══ INFORMATION SUPPLIED ══

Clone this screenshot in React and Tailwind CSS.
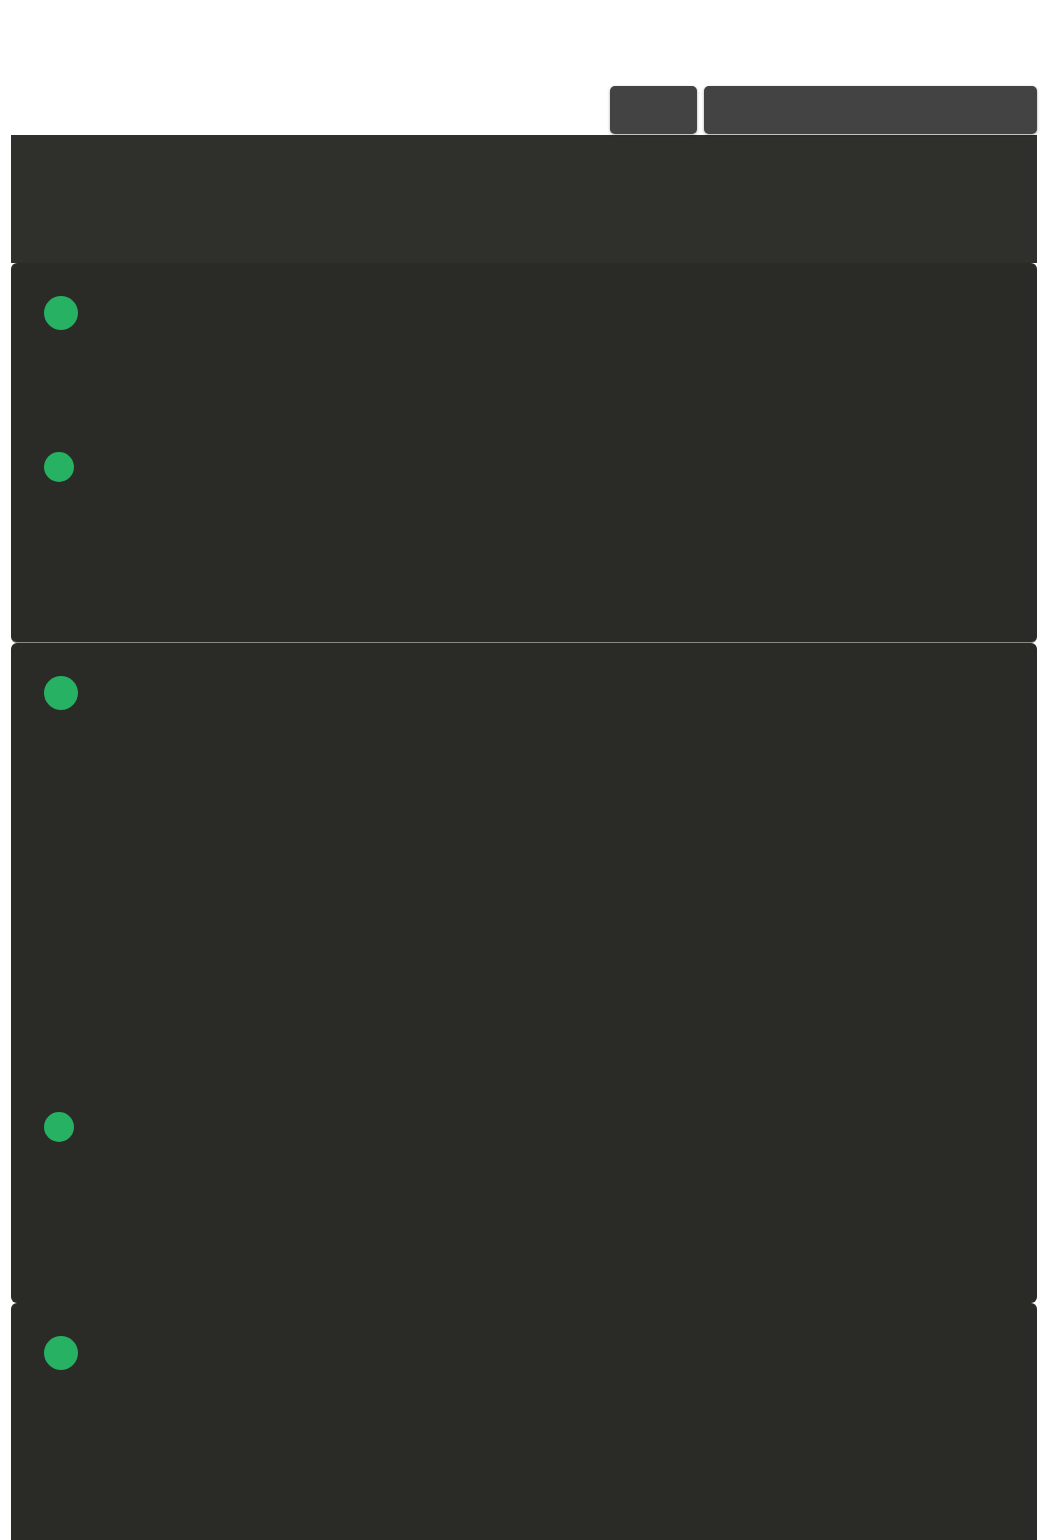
export default function App() {
  return (
    <div className="bg-white min-h-[1540px] px-[11px] pt-[86px] overflow-hidden" style={{ fontFamily: '"Liberation Sans", sans-serif' }}>
      <div className="flex justify-end gap-[7px] h-[48px]">
        <div className="w-[87px] h-[48px] rounded-[5px] bg-[#434343] shadow-[0_1px_3px_rgba(0,0,0,0.35)]" />
        <div className="w-[333px] h-[48px] rounded-[5px] bg-[#434343] shadow-[0_1px_3px_rgba(0,0,0,0.35)]" />
      </div>
      <div className="mt-px h-[128px] bg-[#2f2f2b]" />
      <div className="h-[380px] rounded-[6px] bg-[#2a2a26] border-b border-[#8a8a85] px-[33px] pt-[33px] flex flex-col items-start">
        <div className="w-[34px] h-[34px] rounded-full bg-[#27b162]" />
        <div className="mt-[122px] w-[30px] h-[30px] rounded-full bg-[#27b162]" />
      </div>
      <div className="h-[660px] rounded-[6px] bg-[#2a2a26] px-[33px] pt-[33px] flex flex-col items-start">
        <div className="w-[34px] h-[34px] rounded-full bg-[#27b162]" />
        <div className="mt-[402px] w-[30px] h-[30px] rounded-full bg-[#27b162]" />
      </div>
      <div className="h-[400px] rounded-[6px] bg-[#2a2a26] px-[33px] pt-[33px] flex flex-col items-start">
        <div className="w-[34px] h-[34px] rounded-full bg-[#27b162]" />
      </div>
    </div>
  );
}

═══

THE REQUEST ▸ Leave the images out, please, and restate each line word for word.

WRITTEN RESPONSE ▸
Clone this screenshot in React and Tailwind CSS.
export default function App() {
  return (
    <div className="bg-white min-h-[1540px] px-[11px] pt-[86px] overflow-hidden" style={{ fontFamily: '"Liberation Sans", sans-serif' }}>
      <div className="flex justify-end gap-[7px] h-[48px]">
        <div className="w-[87px] h-[48px] rounded-[5px] bg-[#434343] shadow-[0_1px_3px_rgba(0,0,0,0.35)]" />
        <div className="w-[333px] h-[48px] rounded-[5px] bg-[#434343] shadow-[0_1px_3px_rgba(0,0,0,0.35)]" />
      </div>
      <div className="mt-px h-[128px] bg-[#2f2f2b]" />
      <div className="h-[380px] rounded-[6px] bg-[#2a2a26] border-b border-[#8a8a85] px-[33px] pt-[33px] flex flex-col items-start">
        <div className="w-[34px] h-[34px] rounded-full bg-[#27b162]" />
        <div className="mt-[122px] w-[30px] h-[30px] rounded-full bg-[#27b162]" />
      </div>
      <div className="h-[660px] rounded-[6px] bg-[#2a2a26] px-[33px] pt-[33px] flex flex-col items-start">
        <div className="w-[34px] h-[34px] rounded-full bg-[#27b162]" />
        <div className="mt-[402px] w-[30px] h-[30px] rounded-full bg-[#27b162]" />
      </div>
      <div className="h-[400px] rounded-[6px] bg-[#2a2a26] px-[33px] pt-[33px] flex flex-col items-start">
        <div className="w-[34px] h-[34px] rounded-full bg-[#27b162]" />
      </div>
    </div>
  );
}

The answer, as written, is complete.